Who was paying for the movie? Where is the money coming from? That’s why. The movies you are talking about were not financed here but from abroad. They are going to find people from abroad to tell their stories. I have no criticism about that. You cannot stop them from doing that. At the end of the day, it is about financing. It is a business. So, they look to remake their investments. That is why we should start telling our stories our way. But then, that is an issue everywhere. Americans are also complaining about the same thing saying why is Idris Elba, David Oyelowo and even me a Ugandan, playing Chicago character, doing with their roles. You heard about Samuel. L. Jackson grilling Daniel Kaluuya for playing an American role. It is a problem wherever you go because everyone feels a sense of pride and ownership of where they are from and want to see their stories told by them.

Where do you get your Inspiration?
Uganda has been my muse in many ways. Whenever I need to regroup I come back home. That is why I want to bring some of my friends here because I think there’s something about being in Uganda that makes you feel alive that I do not feel anywhere else in the world. And I am excited to bring as many people as I can to experience that. I leave a changed person for the better.

For someone who has aspirations of becoming an actor like you, what advice do you have for them?

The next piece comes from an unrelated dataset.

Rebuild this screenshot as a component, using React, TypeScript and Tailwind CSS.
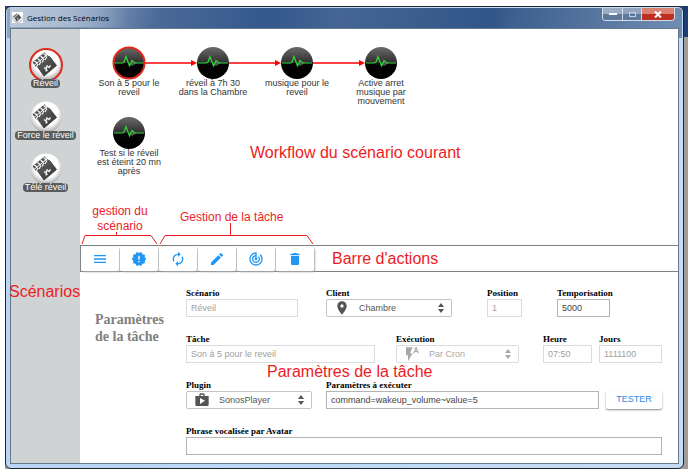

Perseverance. There are always obstacles that will come and in the end, it is those that persevered that make it.

Family background?
I am Ntare Guma Mbaho Mwine. My father, Frank Alfred Mwine, was the first Ugandan to graduate from Harvard Law School. My mother’s father was, Erika Sabiiti, was the first African archbishop of East Africa. My mum’s name is Patience Sabiiti. I come from a rich history of very prominent people, so I feel like I have a long way to go, to live up to the legacy of my forefathers.